The day after I cut Gideon’s hair Valentino went up to Gideon standing in line, “Hi, I’m Valentino.” Gideon gave him side eye as he introduced himself. “Valentino, it’s me, Gideon.” Valentino’s eyes widened and he was so surprised, “Gideon!!! I didn’t even recognize you!!! your hair is different!!!” “My mom cut my hair,” Gideon said. “Wait, your mom gave you that cool haircut???? It’s soooooo cool!!!!!!!”
“Gideon, I’ve never had a better cookie in my whole entire life,” was his review of the cookies I made for the class when they celebrated Gideon’s birthday with a snack. He talked about that cookie for a whole week according to Gideon’s daily reports.
This morning as Gideon was dragging himself to the line, Valentino saw him kinda slumped over and while standing in line he began rubbing his back. Gideon said he was tired. Valentino offered up some tips and tricks to Gideon to wake up his brain in the morning. He then offered him a hug. Gideon told me later, “He actually gives really good hugs, mom.”
Yesterday when Gideon had a meltdown during “Sports for Learning” Valentino was the one who was there first to console him. Valentino really sounds like one of those hype coaches that takes their job to keep you motivated as a personal achievement.

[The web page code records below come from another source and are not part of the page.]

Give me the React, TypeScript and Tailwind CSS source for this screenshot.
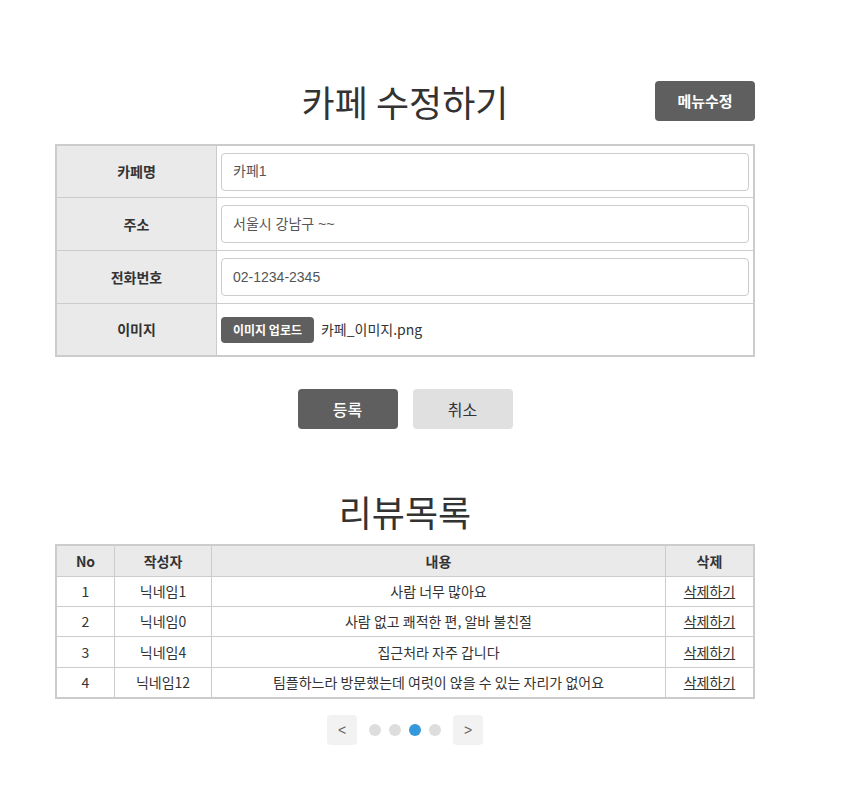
import React from "react";

const reviews = [
  { no: 1, name: "닉네임1", body: "사람 너무 많아요", h: "h-[30px]" },
  { no: 2, name: "닉네임0", body: "사람 없고 쾌적한 편, 알바 불친절", h: "h-[30px]" },
  { no: 3, name: "닉네임4", body: "집근처라 자주 갑니다", h: "h-[31px]" },
  { no: 4, name: "닉네임12", body: "팀플하느라 방문했는데 여럿이 앉을 수 있는 자리가 없어요", h: "h-[30px]" },
];

function InputRow({ label, value, h, top }: { label: string; value: string; h: string; top: boolean }) {
  return (
    <div className={`flex ${h} ${top ? "border-t border-[#cccccc]" : ""}`}>
      <div className="w-[160px] shrink-0 bg-[#eaeaea] border-r border-[#cccccc] flex items-center justify-center text-[14px] font-bold text-[#333]">
        {label}
      </div>
      <div className="flex-1 flex items-center px-[4px]">
        <div className="w-full h-[38px] rounded-[4px] border border-[#cccccc] flex items-center px-[11px] text-[14px] text-[#555] font-['Liberation_Sans','Noto_Sans_CJK_KR',sans-serif]">
          {value}
        </div>
      </div>
    </div>
  );
}

export default function App() {
  return (
    <div className="min-h-[792px] bg-white font-['Noto_Sans_CJK_KR','Noto_Sans',sans-serif] text-[#333]">
      <div className="ml-[55px] w-[700px] pt-[74px]">
        <div className="grid grid-cols-[1fr_auto_1fr] items-center">
          <div />
          <h1 className="text-[36px] leading-[54px] font-normal text-[#333]">카페 수정하기</h1>
          <div className="flex justify-end">
            <button className="w-[100px] h-[40px] rounded-[4px] bg-[#5f5f5f] text-white text-[15px] font-bold">
              메뉴수정
            </button>
          </div>
        </div>

        <div className="mt-[16px] border-2 border-[#cccccc]">
          <InputRow label="카페명" value="카페1" h="h-[51px]" top={false} />
          <InputRow label="주소" value="서울시 강남구 ~~" h="h-[53px]" top />
          <InputRow label="전화번호" value="02-1234-2345" h="h-[53px]" top />
          <div className="flex h-[52px] border-t border-[#cccccc]">
            <div className="w-[160px] shrink-0 bg-[#eaeaea] border-r border-[#cccccc] flex items-center justify-center text-[14px] font-bold text-[#333]">
              이미지
            </div>
            <div className="flex-1 flex items-center px-[4px] gap-[7px]">
              <button className="h-[26px] px-[12px] rounded-[4px] bg-[#5f5f5f] text-white text-[12px] font-bold leading-none">
                이미지 업로드
              </button>
              <span className="text-[14px] text-[#333]">카페_이미지.png</span>
            </div>
          </div>
        </div>

        <div className="mt-[32px] flex justify-center gap-[15px]">
          <button className="w-[100px] h-[40px] rounded-[4px] bg-[#5f5f5f] text-white text-[16px] font-medium">등록</button>
          <button className="w-[100px] h-[40px] rounded-[4px] bg-[#e0e0e0] text-[#333] text-[16px]">취소</button>
        </div>

        <h2 className="mt-[55px] mb-[6px] text-center text-[36px] leading-[54px] font-normal text-[#333]">리뷰목록</h2>

        <div className="border-2 border-[#cccccc] text-[14px]">
          <div className="flex h-[30px] bg-[#eaeaea] font-bold">
            <div className="w-[57px] flex items-center justify-center">No</div>
            <div className="w-[97px] border-l border-[#cccccc] flex items-center justify-center">작성자</div>
            <div className="flex-1 border-l border-[#cccccc] flex items-center justify-center">내용</div>
            <div className="w-[88px] border-l border-[#cccccc] flex items-center justify-center">삭제</div>
          </div>
          {reviews.map((r) => (
            <div key={r.no} className={`flex ${r.h} border-t border-[#cccccc]`}>
              <div className="w-[57px] flex items-center justify-center">{r.no}</div>
              <div className="w-[97px] border-l border-[#cccccc] flex items-center justify-center">{r.name}</div>
              <div className="flex-1 border-l border-[#cccccc] flex items-center justify-center">{r.body}</div>
              <div className="w-[88px] border-l border-[#cccccc] flex items-center justify-center">
                <a className="underline text-[#333]">삭제하기</a>
              </div>
            </div>
          ))}
        </div>

        <div className="mt-[16px] flex items-center justify-center gap-3">
          <button className="w-[30px] h-[30px] rounded-[4px] bg-[#f2f2f2] text-[#666] text-[14px] font-['Liberation_Sans',sans-serif]">&lt;</button>
          <div className="flex items-center gap-2">
            <span className="w-[12px] h-[12px] rounded-full bg-[#dddddd]" />
            <span className="w-[12px] h-[12px] rounded-full bg-[#dddddd]" />
            <span className="w-[12px] h-[12px] rounded-full bg-[#3498db]" />
            <span className="w-[12px] h-[12px] rounded-full bg-[#dddddd]" />
          </div>
          <button className="w-[30px] h-[30px] rounded-[4px] bg-[#f2f2f2] text-[#666] text-[14px] font-['Liberation_Sans',sans-serif]">&gt;</button>
        </div>
      </div>
    </div>
  );
}
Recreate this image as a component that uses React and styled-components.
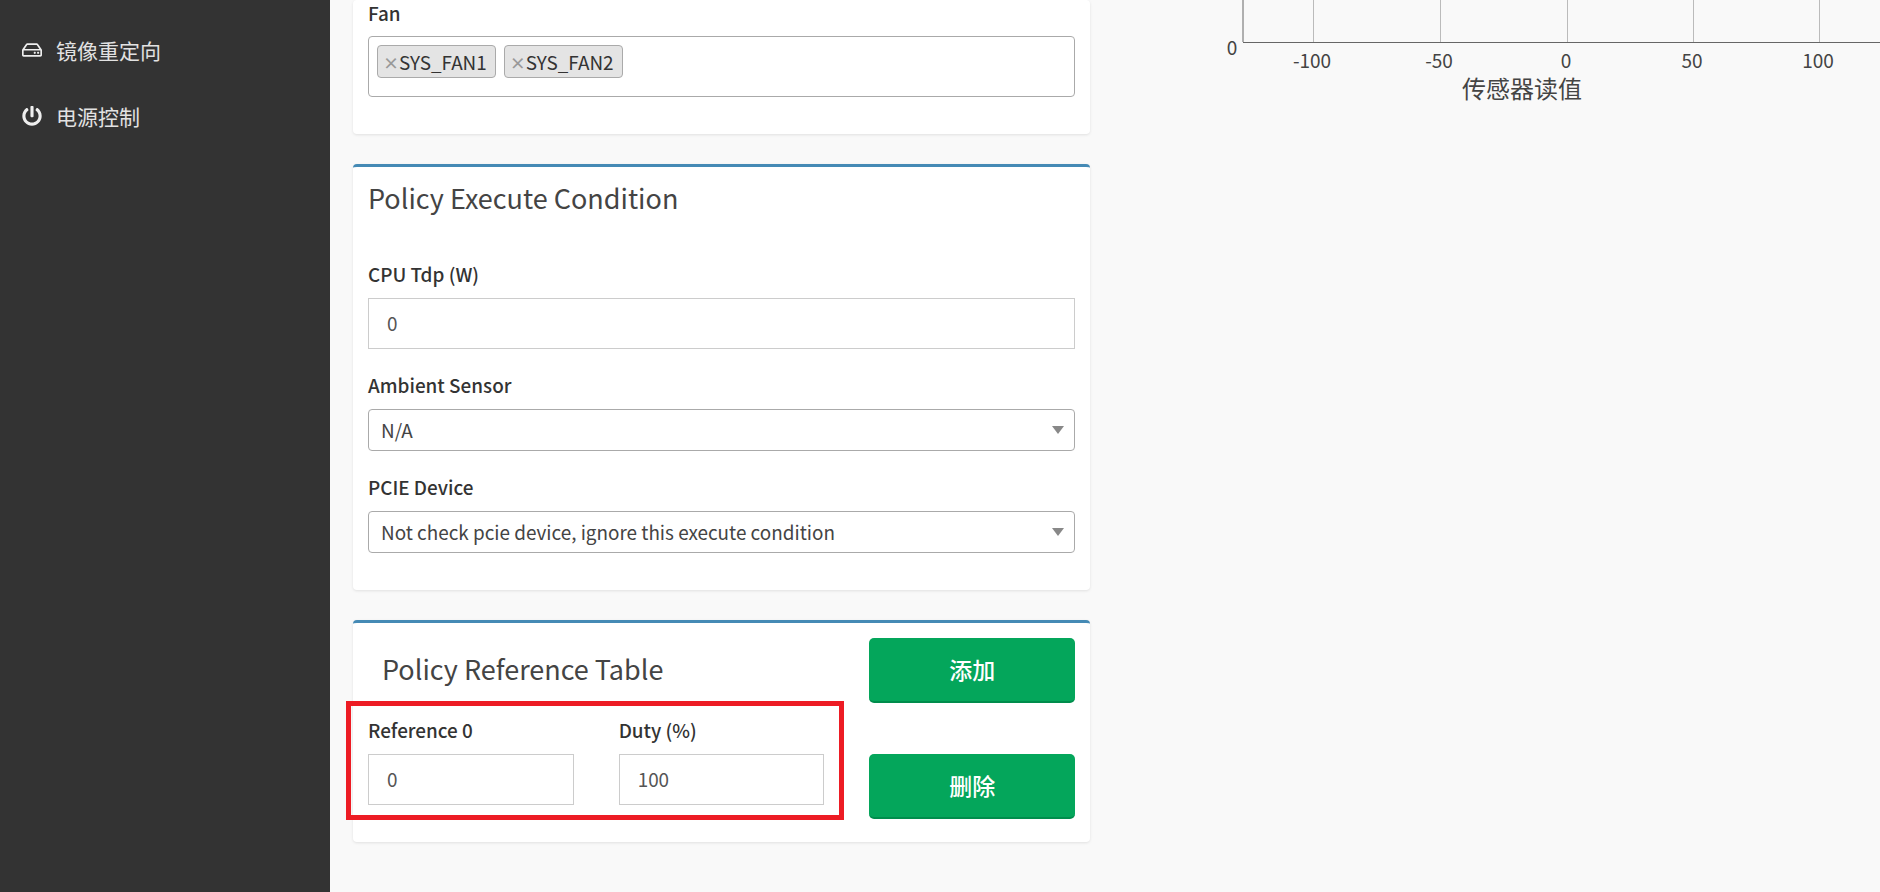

Can you imagine a life where we all had access to our internal Valentino?! What if we saw the good in ourselves FIRST. What if we had empathy for ourselves when we were sad or tired. I can imagine my therapist nodding in approval and prescribing an inner Valentino paired with my internal loving parent.
I think a lot about all the ways we parent Gideon. We make sure he gets good rest. We are aware that play is really important and we work to prioritize it for him. We try and have him eat fruits and veggies, yogurt, and protein to support his brain, digestion, and growth. We listen to him making a special effort to do so without judgement. We ask about his day, his wins, and his struggles. We work to have him understand that perfection isn’t the goal but rather effort, practice, and learning are. We notice when he needs time with friends, time with just us, and time by himself and we honor all of that. We don’t say, “Why can’t you just be smarter, less emotional, or tidier?!” (Don’t get me wrong, the mess can get to me but never have I wished for my kid to be not himself in these moments.) Whoever he is, whatever his daily offering is, even on his grumpiest days, it is enough. Even if I get frustrated, annoyed, or exasperated, it is enough. Tough stuff will pass. We try really hard to give him and ourselves as parents space and grace while also giving him helpful boundaries.
I’m actually trying to mother myself in similar fashion.